Leaky Abstraction	*The Abstraction is too* Leaky / Confusing**: Developers don’t understand when to use the facade vs. the raw tool, leading to inconsistent or incorrect usage.	Medium	Medium	1. Crystal-Clear Documentation: The `IMPL_PATTS_BEST_PRACTICES.md` is key. Every facade function docstring must explain what it does, what it wraps, and when to bypass it. 2. Excellent Logging: As shown in the patterns, the facades will log exactly which underlying functions they are calling with which arguments at the `DEBUG` level. This makes tracing behavior trivial. 3. Credo Checks: We can write custom Credo checks that suggest using a `Foundation` facade when raw tool usage is detected for a common pattern.
Performance	Facade Overhead: The convenience wrappers add unacceptable latency or CPU overhead compared to direct tool usage.	Low	Low	1. Stateless Facades: Our facades are designed to be stateless modules, not `GenServer`s, minimizing per-call overhead. 2. Benchmarking: The `Testing Strategy` includes performance benchmarks that will explicitly compare facade calls vs. direct calls to ensure overhead is negligible (<5%).

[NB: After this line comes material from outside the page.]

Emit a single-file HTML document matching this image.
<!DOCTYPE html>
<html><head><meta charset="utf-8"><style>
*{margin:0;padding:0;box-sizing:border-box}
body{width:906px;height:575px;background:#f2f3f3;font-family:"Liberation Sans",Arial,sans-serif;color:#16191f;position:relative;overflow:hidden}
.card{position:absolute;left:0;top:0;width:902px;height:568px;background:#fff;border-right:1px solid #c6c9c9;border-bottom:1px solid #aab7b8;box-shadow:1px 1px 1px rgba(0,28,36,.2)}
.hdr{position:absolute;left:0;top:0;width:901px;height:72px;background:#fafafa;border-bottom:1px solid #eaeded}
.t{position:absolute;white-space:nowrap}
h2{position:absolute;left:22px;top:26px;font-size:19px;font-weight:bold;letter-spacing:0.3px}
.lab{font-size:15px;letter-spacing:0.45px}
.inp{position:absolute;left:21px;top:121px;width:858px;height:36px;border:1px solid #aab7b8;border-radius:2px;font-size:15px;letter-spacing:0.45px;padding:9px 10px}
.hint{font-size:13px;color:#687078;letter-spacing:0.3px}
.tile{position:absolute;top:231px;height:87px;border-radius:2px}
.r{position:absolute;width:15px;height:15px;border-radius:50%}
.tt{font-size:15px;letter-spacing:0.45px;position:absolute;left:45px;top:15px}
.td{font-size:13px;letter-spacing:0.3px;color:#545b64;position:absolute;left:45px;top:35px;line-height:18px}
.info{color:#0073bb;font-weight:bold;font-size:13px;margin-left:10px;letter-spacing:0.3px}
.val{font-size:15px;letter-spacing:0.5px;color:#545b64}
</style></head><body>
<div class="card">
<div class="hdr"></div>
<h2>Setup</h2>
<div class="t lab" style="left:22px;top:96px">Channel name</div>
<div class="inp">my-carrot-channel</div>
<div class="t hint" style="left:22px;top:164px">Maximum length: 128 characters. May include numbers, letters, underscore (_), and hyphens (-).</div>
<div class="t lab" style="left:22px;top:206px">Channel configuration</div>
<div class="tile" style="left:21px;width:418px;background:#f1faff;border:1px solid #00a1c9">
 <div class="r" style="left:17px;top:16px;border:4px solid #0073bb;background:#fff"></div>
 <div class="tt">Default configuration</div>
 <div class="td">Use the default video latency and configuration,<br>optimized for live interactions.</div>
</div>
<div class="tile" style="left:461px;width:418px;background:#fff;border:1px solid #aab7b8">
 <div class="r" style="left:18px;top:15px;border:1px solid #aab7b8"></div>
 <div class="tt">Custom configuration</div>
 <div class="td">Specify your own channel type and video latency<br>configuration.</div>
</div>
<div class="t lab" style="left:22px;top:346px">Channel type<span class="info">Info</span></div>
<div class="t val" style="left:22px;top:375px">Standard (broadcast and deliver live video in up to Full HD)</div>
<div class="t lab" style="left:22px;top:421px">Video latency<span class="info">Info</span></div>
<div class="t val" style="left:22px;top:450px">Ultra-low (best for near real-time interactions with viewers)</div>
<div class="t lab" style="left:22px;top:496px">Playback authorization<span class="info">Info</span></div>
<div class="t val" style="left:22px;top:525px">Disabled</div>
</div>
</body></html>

Configuration	Auto-Detection Failure: The “Mortal Mode” auto-detection picks the wrong strategy for a given environment (e.g., chooses Gossip in a K8s environment where the API is firewalled).	Medium	High	1. Verbose Logging: The `ClusterConfig` module will log every step of its detection logic (`Detected K8s env vars`, `mdns_lite not found`, `Falling back to Gossip`). 2. Clear Override Path: Documentation will prominently feature the “Apprentice Mode” (`config :foundation, cluster: :kubernetes`) as the one-line fix for any auto-detection failure.